Anyway, if anyone who has the ear of the organizers of this event is reading this, maybe they can pass along these observations. For such a "premier" event that charges what I would consider a premium price ($60 for pre-registering, $80 day of event), the support of the century riders really took a back seat to the big catered dinner that probably sucked up the majority of the fees.


----------



## sturgl (Aug 18, 2009)

I did, and was disappointed in the support as well. They ran out of coffee pretty early (we didn't get on the road 'til 7:45 - they were out shortly after I arrived at 6:45), and ran out of electrolyte stuff at at least one location. The line for the the porta-potties at the first stop was vast, thanks to the mere 3 you mentioned. I thought there was supposed to be a bunch of great food and stuff on the ride, but I sure didn't notice any at the first stop - just PBJs and unripe bananas.

I thought the same about the pizza at mile 74. Fun, but not great for a re-charge - felt this may have been better at the lunch stop - which was just sandwiches, pickles, and cookies. I thought this thing was supposed to be all gourmet and such? It certainly didn't live up to the hype the organizers were pushing in their emails (though there was one stop with some nice pasta dishes).

I also didn't see any SAGs - though I did see an ambulance maybe four times. Lots of crashes, it seemed to me - certainly not the fault of PC, just spooky. I saw bike repair at I think only 3 of the stops - thought there was supposed to be one at each? Not that I needed it, but still...

I did the Reach the Beach century ride this year, and found its support and management to be superior. The rest stops were in fact so good that we wound up burning a bunch time just hanging out. Not so with the PC - pretty much wanted to get in and out.

That said, I thought the organizers' communication during the lead-up to the PC was excellent. Reality didn't quite live up to their copy, however. I also thought the post-ride party was pretty fun. I appreciated the band, the decent food, and especially the two beers! The rider pamphlet was a nice touch too - with the emergency SAG number posted prominently.
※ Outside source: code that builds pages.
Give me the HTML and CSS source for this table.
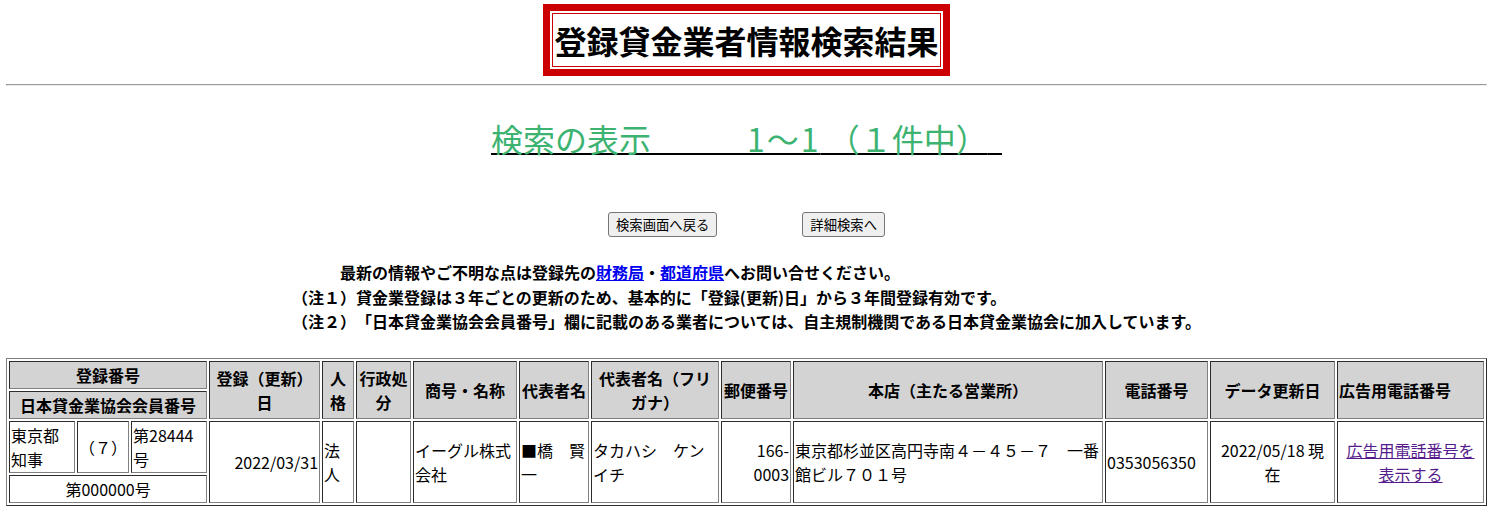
FILE: index.html
```html
<!DOCTYPE html>
<html lang="ja">
<head>
<meta charset="utf-8">
<title>登録貸金業者情報検索結果</title>
<link rel="stylesheet" href="styles.css">
</head>
<body>
<div class="title"><div class="title-inner">登録貸金業者情報検索結果</div></div>
<hr class="rule">
<p class="count"><span class="ul"><span class="green">検索の表示　　　<span class="range">1～1</span> （１件中）</span>&nbsp;&nbsp;</span></p>
<div class="actions">
  <button class="btn" type="button">検索画面へ戻る</button>
  <button class="btn" type="button">詳細検索へ</button>
</div>
<div class="notes">
  　　　最新の情報やご不明な点は登録先の<a href="#">財務局</a>・<a href="#">都道府県</a>へお問い合せください。<br>
  （注１）貸金業登録は３年ごとの更新のため、基本的に「登録(更新)日」から３年間登録有効です。<br>
  （注２）「日本貸金業協会会員番号」欄に記載のある業者については、自主規制機関である日本貸金業協会に加入しています。
</div>
<table class="results">
  <colgroup>
    <col class="w66"><col class="w52"><col class="w76">
    <col class="w111"><col class="w32"><col class="w55"><col class="w104">
    <col class="w70"><col class="w128"><col class="w70"><col class="w310">
    <col class="w103"><col class="w125"><col class="w147">
  </colgroup>
  <tr>
    <th colspan="3">登録番号</th>
    <th rowspan="2">登録（更新）日</th>
    <th rowspan="2">人格</th>
    <th rowspan="2">行政処分</th>
    <th rowspan="2">商号・名称</th>
    <th rowspan="2">代表者名</th>
    <th rowspan="2">代表者名（フリガナ）</th>
    <th rowspan="2">郵便番号</th>
    <th rowspan="2">本店（主たる営業所）</th>
    <th rowspan="2">電話番号</th>
    <th rowspan="2">データ更新日</th>
    <th rowspan="2" class="left">広告用電話番号</th>
  </tr>
  <tr>
    <th colspan="3">日本貸金業協会会員番号</th>
  </tr>
  <tr>
    <td>東京都知事</td>
    <td class="center">（７）</td>
    <td>第28444号</td>
    <td rowspan="2" class="right">2022/03/31</td>
    <td rowspan="2">法人</td>
    <td rowspan="2"></td>
    <td rowspan="2">イーグル株式会社</td>
    <td rowspan="2">■橋　賢一</td>
    <td rowspan="2">タカハシ　ケンイチ</td>
    <td rowspan="2" class="right">166-<br>0003</td>
    <td rowspan="2">東京都杉並区高円寺南４－４５－７　一番館ビル７０１号</td>
    <td rowspan="2">0353056350</td>
    <td rowspan="2" class="center">2022/05/18 現<br>在</td>
    <td rowspan="2" class="center"><a class="visited" href="#">広告用電話番号を表示する</a></td>
  </tr>
  <tr>
    <td colspan="3" class="center">第000000号</td>
  </tr>
</table>
</body>
</html>
```
FILE: styles.css
```css
body {
  margin: 4px 5px 0 6px;
  font-family: "Noto Sans CJK JP", "Noto Sans", sans-serif;
  font-size: 16px;
  color: #000;
  background: #fff;
  text-spacing-trim: space-all;
}

.title {
  width: fit-content;
  margin: 0 auto;
  border: 7px solid #cc0000;
  padding: 2px;
}

.title-inner {
  border: 1px solid #cc0000;
  padding: 1px;
  font-size: 32px;
  font-weight: bold;
  line-height: 50px;
  white-space: nowrap;
}

.rule {
  margin: 8px 0;
  border-width: 1px;
  border-style: inset;
  color: gray;
}

.count {
  margin: 29px 0 0;
  text-align: center;
  font-size: 32px;
  line-height: 46px;
  white-space: nowrap;
}

.count .ul {
  text-decoration: underline;
  text-decoration-color: #000;
  text-decoration-thickness: 2px;
  text-underline-offset: 1px;
}

.count .green {
  color: #3cb371;
}

.count .range {
  letter-spacing: 2px;
}

.actions {
  display: flex;
  justify-content: center;
  gap: 85px;
  margin-top: 51px;
}

.btn {
  font-family: inherit;
  font-size: 13.333px;
  height: 25px;
  padding: 0 7px;
  border: 1px solid #767676;
  border-radius: 3px;
  background: #efefef;
  color: #000;
  line-height: 21px;
}

.notes {
  width: fit-content;
  margin: 23px auto 0;
  font-weight: bold;
  line-height: 24.5px;
  white-space: nowrap;
}

.notes a {
  color: #0000ee;
}

.results {
  width: 1481px;
  margin-top: 24px;
  table-layout: fixed;
  border-collapse: separate;
  border-spacing: 2px;
  border: 1px outset gray;
}

.results th,
.results td {
  border: 1px inset gray;
  padding: 1px;
  line-height: 24px;
  vertical-align: middle;
  text-align: left;
}

.results th {
  background: #d3d3d3;
  font-weight: bold;
  text-align: center;
}

.results th.left {
  text-align: left;
}

.results .center {
  text-align: center;
}

.results .right {
  text-align: right;
}

.results a.visited {
  color: #551a8b;
}

.w66 { width: 66px; }
.w52 { width: 52px; }
.w76 { width: 76px; }
.w111 { width: 111px; }
.w32 { width: 32px; }
.w55 { width: 55px; }
.w104 { width: 104px; }
.w70 { width: 70px; }
.w128 { width: 128px; }
.w310 { width: 310px; }
.w103 { width: 103px; }
.w125 { width: 125px; }
.w147 { width: 147px; }
```
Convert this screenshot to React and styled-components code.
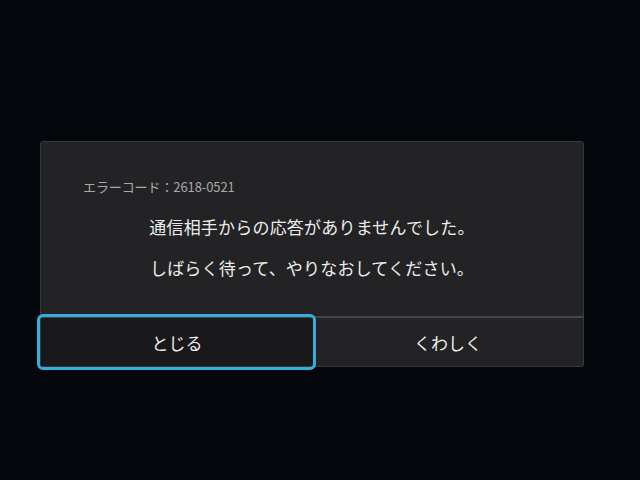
import React from "react";
import styled, { createGlobalStyle } from "styled-components";

const Global = createGlobalStyle`
  html, body { margin: 0; padding: 0; background: #04070b; }
  body { font-family: "Noto Sans CJK JP", "Noto Sans", sans-serif; }
`;

const Screen = styled.div`
  width: 640px;
  height: 480px;
  background: #04070b;
  padding: 141px 0 0 40px;
  box-sizing: border-box;
`;

const Dialog = styled.div`
  width: 544px;
  height: 226px;
  box-sizing: border-box;
  background: #232325;
  border: 1px solid #38383b;
  border-radius: 3px;
  display: flex;
  flex-direction: column;
`;

const Body = styled.div`
  height: 174px;
  box-sizing: border-box;
  padding: 36px 0 0 42px;
  display: flex;
  flex-direction: column;
`;

const Code = styled.div`
  font-size: 13px;
  line-height: 18px;
  color: #a8a8a8;
  letter-spacing: -0.1px;
`;

const Message = styled.div`
  margin-top: 19px;
  margin-left: -42px;
  display: flex;
  flex-direction: column;
  align-items: center;
  gap: 17px;
`;

const Line = styled.div`
  font-size: 17px;
  line-height: 24px;
  color: #ececec;
  letter-spacing: 0.2px;
`;

const Divider = styled.div`
  height: 2px;
  background: #454548;
`;

const Buttons = styled.div`
  flex: 1;
  display: grid;
  grid-template-columns: 272px 1fr;
`;

const Button = styled.div`
  position: relative;
  display: flex;
  align-items: center;
  justify-content: center;
  font-size: 17px;
  color: #eeeeee;
  background: ${(p) => (p.$focused ? "#19191b" : "transparent")};
  ${(p) =>
    p.$focused &&
    `
    &::after {
      content: "";
      position: absolute;
      left: -4px;
      top: -4px;
      right: -3px;
      bottom: -4px;
      border: 3px solid #35aedb;
      border-radius: 6px;
    }
  `}
`;

export default function App() {
  return (
    <>
      <Global />
      <Screen>
        <Dialog>
          <Body>
            <Code>エラーコード：2618-0521</Code>
            <Message>
              <Line>通信相手からの応答がありませんでした。</Line>
              <Line>しばらく待って、やりなおしてください。</Line>
            </Message>
          </Body>
          <Divider />
          <Buttons>
            <Button $focused>とじる</Button>
            <Button>くわしく</Button>
          </Buttons>
        </Dialog>
      </Screen>
    </>
  );
}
For me, it was just the rest stops that were a bit weak. Still, a fun, very challenging ride.


----------



## Tweezak (Dec 6, 2008)

Someone said in a blog that they were helping one crashed rider when they watched another slide out on the same corner and fly off the embankment. His bike ended up in a tree and he was about 30 feet below the road, unconscious. I think that's the guy that got hauled out via Life Flight. I suppose I was lucky that I didn't know the roads and subsequently slowed way down for the corners. Thank goodness for my brand new Kool Stops installed the day before.


----------



## maximum7 (Apr 24, 2008)

My friend came upon that accident shortly after it happened. After calling 911, he called the "Emergency #" on the course handout and got sent straight to voice mail. A lady from my club was there and both she and her boyfriend had just gone down on that same corner. The guy who went over the cliff did so trying to avoid them. She is a nurse and she went down the hill and tried to help the poor sap. Finally my friend got a call from the lady from the Portland Century and she said she was sending support. 
Road support showed up in the form of a 350+ pound guy on a Harley with a tie-dyed shirt and a ZZ-top beard. After parking his bike which he almost tipped over after getting off, waddles over to my friend to ask what was up. 
My friend said. "You need to put some cones or marking on this corner as it is very dangerous." Biker dude said, "I've got it handled", and just stood there. My friend said, "No, you don't. "People are getting hurt and you need to do something about it". The guy just looked at him and got on his bike when the ambulance showed up.

The nurse lady said the guy landed in a big fern and that it probably saved his life. 

The Century is way over priced. The measly salmon dinner at the end is a waste of time and money. There should be an option to opt out of the meal to pay less. 

It's too bad that the City voted best for bicycling can't put together a decent event.


----------